Comment by jncfhnb
I would challenge you to find a picture of text that you think a human can read and OCR cannot. I’m happy to demonstrate. The text shown in this article is trivial.
I would challenge you to find a picture of text that you think a human can read and OCR cannot. I’m happy to demonstrate. The text shown in this article is trivial.
Can someone please post a sample of one of these images that can only be read by a human for us naive OCR believers to see?
To be fair there was a similar discussion a few days ago in which an SME remained unconvinced: https://news.ycombinator.com/item?id=42566391
I don't necessarily agree with her conclusion because she wasn't participating directly in the thread and wasn't completely responsive to some of the points raised, but still, it appears that there are a few instances of difficult-to-read handwriting where OCR is still coming in second to skilled human interpretation.

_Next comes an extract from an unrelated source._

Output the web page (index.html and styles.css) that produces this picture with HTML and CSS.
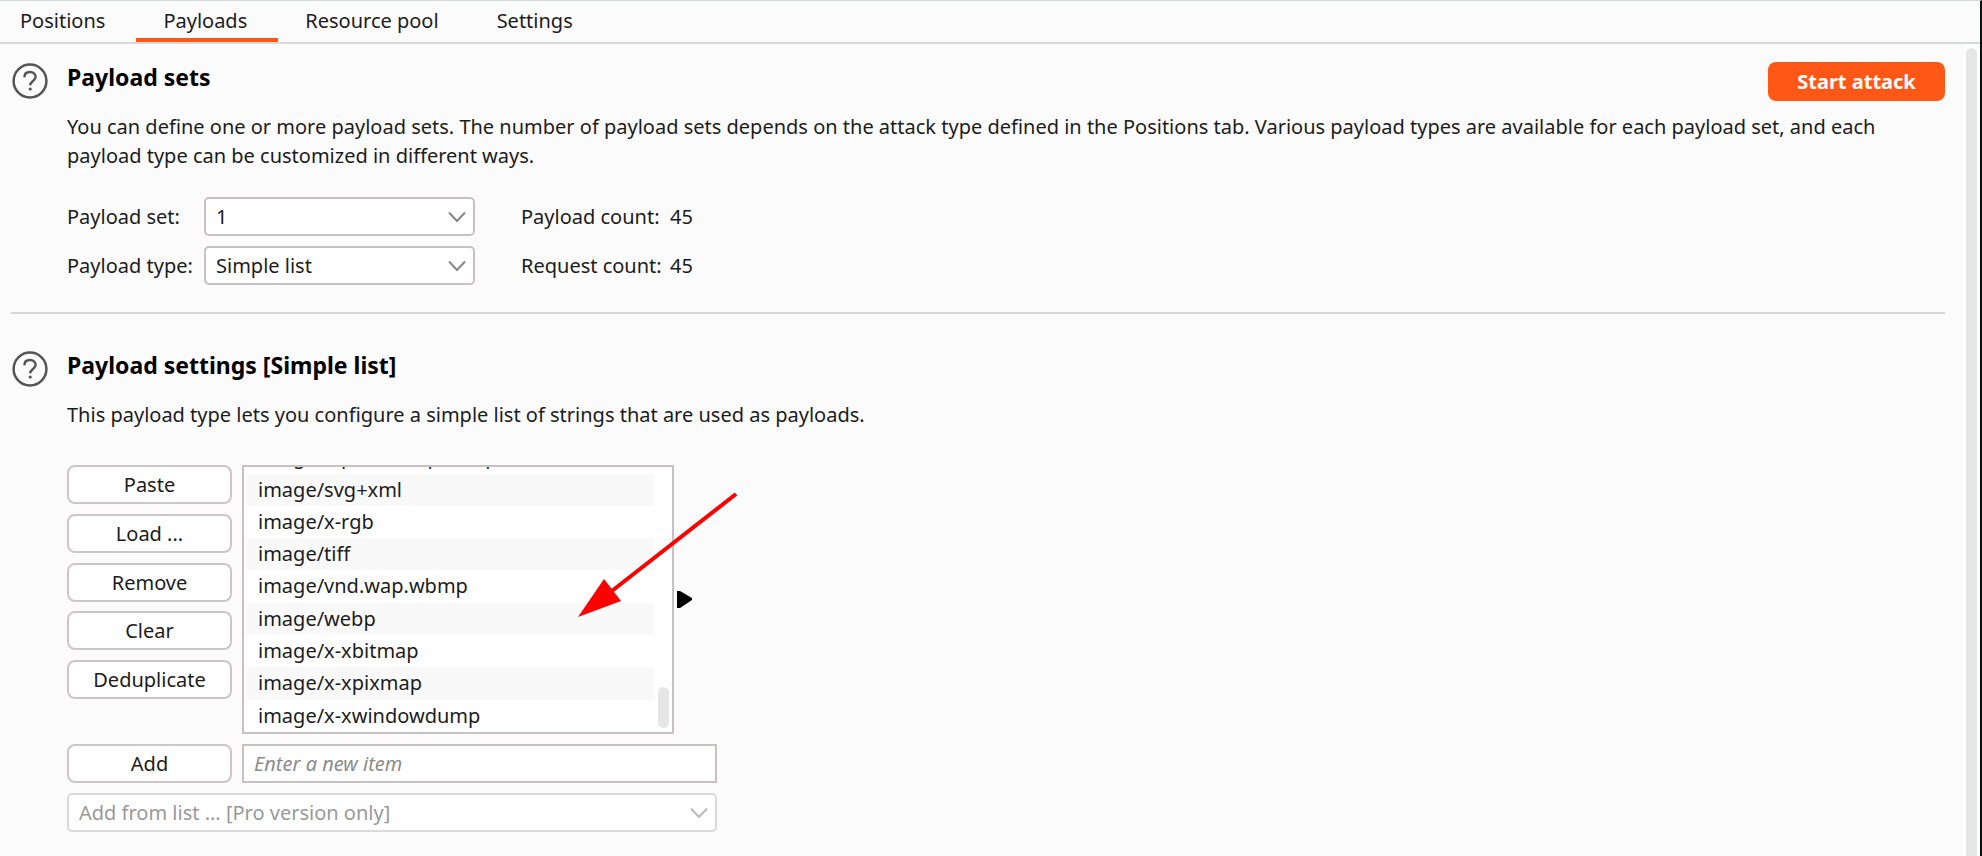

> I would challenge you to find a picture of text that you think a human can read and OCR cannot.
Are you aware of CAPTCHA[0] images?
Solvable with the right tools.
https://github.com/noCaptchaAi/NoCaptcha-Ai-Browser-Extensio...
> Solvable with the right tools.
The original assertion was:
I would challenge you to find a picture of text
that you think a human can read and OCR cannot.
Not if many CAPTCHA image challenges could be automated. Unless the tool referenced guarantees 100% correct solutions for all manipulated text images.
The archivists themselves say that they run into such texts often enough that this program was needed:
> The agency uses artificial intelligence and a technology known as optical character recognition to extract text from historical documents. But these methods don’t always work, and they aren’t always accurate.
They are absolutely aware of the advances in these tools, so if they say they're not completely there yet I believe them. One likely reason is that the models probably have less 1800s-era cursive in their training set than they do modern cursive.
It's likely that with more human-tagged data they could improve on the state of the art for OCR, but it's pretty arrogant to doubt the agency in charge of this sort of thing when they say the tech isn't there yet.